The front page of Sunday's Oregonian told the story of a seventy-something woman who had been bilked out of her life savings by two swindlers posing as friends. The county was preparing to auction off her house, leaving her homeless. They were not sure if they would seek extradition for the fugitive swindlers, who had probably spent the money. Such is the cost of trusting, sometimes.

I frequently cross paths with this issue of trust. Project managers ponder how to second guess their team members so they can make sure they are hearing the truth. Team members silently reciprocate, each playing their cards close to their vest, careful not to disclose too much. Project sponsors bait traps to catch the "real" story, suspicious no matter what's captured. I swear that the cost of such mistrust far exceeds the feared cost of trusting too much.

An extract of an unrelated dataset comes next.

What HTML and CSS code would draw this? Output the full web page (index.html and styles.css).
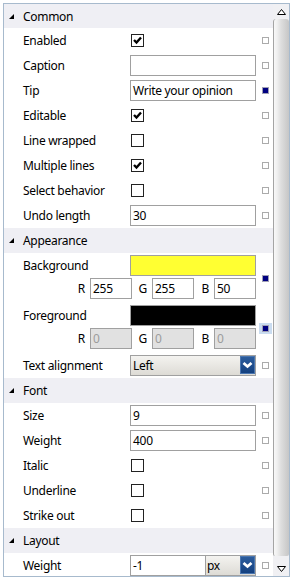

I apologize for missing a few rants these past weeks. I have been traveling - two Mastering Projects Workshops, Two Follow-up Sessions, and a Problem Solving Leadership Workshop sandwiched in between. I've been watching, observing the territory while teaching and facilitating, and I conclude that we are suffering from an epidemic of apprehension. Withholding our trust does not create "better safe than sorry," it makes ourselves the most sorry kind of safe.

Trust is not earned or earnable, but freely given or it is not trust at all. We cannot insure freedom without enslaving ourselves and we cannot apprehend trust without compromising the involved relationships completely. Among my most memorable recent memories is the picture of a workshop participant explaining how he'd like his project to work. He believes it would work best if he could communicate coequally with the project sponsor, calling them as he sees them, rather than giving her the information he thinks she wants. His project is suffocating under the unspoken, not because trust has been violated but because apprehension has elbowed trust aside.

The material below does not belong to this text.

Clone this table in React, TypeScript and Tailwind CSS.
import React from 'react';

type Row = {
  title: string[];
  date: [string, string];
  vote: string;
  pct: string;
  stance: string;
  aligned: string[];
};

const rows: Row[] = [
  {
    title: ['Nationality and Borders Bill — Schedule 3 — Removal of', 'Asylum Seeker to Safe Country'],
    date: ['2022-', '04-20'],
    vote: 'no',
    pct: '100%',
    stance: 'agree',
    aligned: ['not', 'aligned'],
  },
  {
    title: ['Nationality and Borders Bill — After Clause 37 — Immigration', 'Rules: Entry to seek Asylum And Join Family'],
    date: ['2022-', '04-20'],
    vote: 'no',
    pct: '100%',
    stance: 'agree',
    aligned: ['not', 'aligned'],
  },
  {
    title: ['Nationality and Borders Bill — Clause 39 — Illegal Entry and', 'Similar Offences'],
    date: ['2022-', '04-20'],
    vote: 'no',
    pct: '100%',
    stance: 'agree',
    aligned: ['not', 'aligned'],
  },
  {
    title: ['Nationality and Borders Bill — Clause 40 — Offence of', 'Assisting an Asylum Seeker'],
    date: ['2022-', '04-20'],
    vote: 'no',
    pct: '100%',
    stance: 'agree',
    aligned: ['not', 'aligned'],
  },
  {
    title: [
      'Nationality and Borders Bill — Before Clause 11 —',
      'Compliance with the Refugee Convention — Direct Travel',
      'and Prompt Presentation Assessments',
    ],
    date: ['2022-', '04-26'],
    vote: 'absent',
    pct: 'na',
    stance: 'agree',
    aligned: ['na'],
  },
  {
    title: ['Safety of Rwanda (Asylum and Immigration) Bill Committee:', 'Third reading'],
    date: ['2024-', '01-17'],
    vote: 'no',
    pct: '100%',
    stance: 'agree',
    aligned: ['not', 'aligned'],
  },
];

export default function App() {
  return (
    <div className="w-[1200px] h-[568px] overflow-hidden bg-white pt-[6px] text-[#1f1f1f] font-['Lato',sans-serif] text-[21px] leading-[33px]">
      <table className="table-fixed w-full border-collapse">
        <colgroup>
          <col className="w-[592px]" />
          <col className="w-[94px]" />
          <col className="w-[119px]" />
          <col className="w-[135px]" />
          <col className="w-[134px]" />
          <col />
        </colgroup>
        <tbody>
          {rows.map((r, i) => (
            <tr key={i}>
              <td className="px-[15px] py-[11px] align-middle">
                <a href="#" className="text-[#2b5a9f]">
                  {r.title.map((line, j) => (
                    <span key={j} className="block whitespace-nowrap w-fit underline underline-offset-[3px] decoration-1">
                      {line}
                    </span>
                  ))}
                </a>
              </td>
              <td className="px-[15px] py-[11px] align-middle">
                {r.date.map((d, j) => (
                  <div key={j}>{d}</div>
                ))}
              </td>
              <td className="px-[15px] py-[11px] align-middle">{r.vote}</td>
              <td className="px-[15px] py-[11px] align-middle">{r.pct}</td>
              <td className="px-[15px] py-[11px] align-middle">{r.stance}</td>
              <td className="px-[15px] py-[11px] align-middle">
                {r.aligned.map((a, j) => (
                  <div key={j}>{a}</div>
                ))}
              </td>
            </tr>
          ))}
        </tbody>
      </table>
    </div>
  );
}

"So," I ask, "Will you try to tell her the truth?"

"No," he responds with a nervous laugh, "It's too risky. What if she lies? What if she says one thing and does another? What should I do then?"

This apprehension is a belief about the future. It is most certainly not a provable condition. It is also most certainly a provably sub optimal choice, since other perhaps equally unprovable assertions might yield more pleasing results. This one keeps us safe and suffering rather than risking and at worst only possibly suffering. Curious safety.

What's at risk here? The belief that the sponsor is not trustworthy is most prominently at risk. The blame for the situation, so securely in the lap of the untrustworthy, is also at risk. Most prominently, the project is at risk, teetering on the edge of both an unsupportable and an untestable belief. Doesn't this seem the sole of absurdity?

There was no front page story in the Sunday Oregonian explaining how some fortunate citizen was lavishly rewarded for trusting his fellows. There never will be. It's easy, based upon what we consider newsworthy, to conclude that there are many more crooks than there actually are in the world. It's way too easy to destroy the quality of our experience by attempting to insure the quality of our experience. If we are going to be alive, we're much better off engaged than we are standing at a pseudo-safe, stiff-armed distance.

I conclude after the last month of observation that the cost of mistrust is the greatest burden encumbering projects today. The real question is not "what if they lie?" but "what if I tell the truth?" If I told you the truth, you would know something real about me and you might take advantage of me. But, my catastrophizing imagination omits, maybe you won't take advantage of me. The great paradox of trust is that we fear this salvation when it is the only thing really capable of making us safe.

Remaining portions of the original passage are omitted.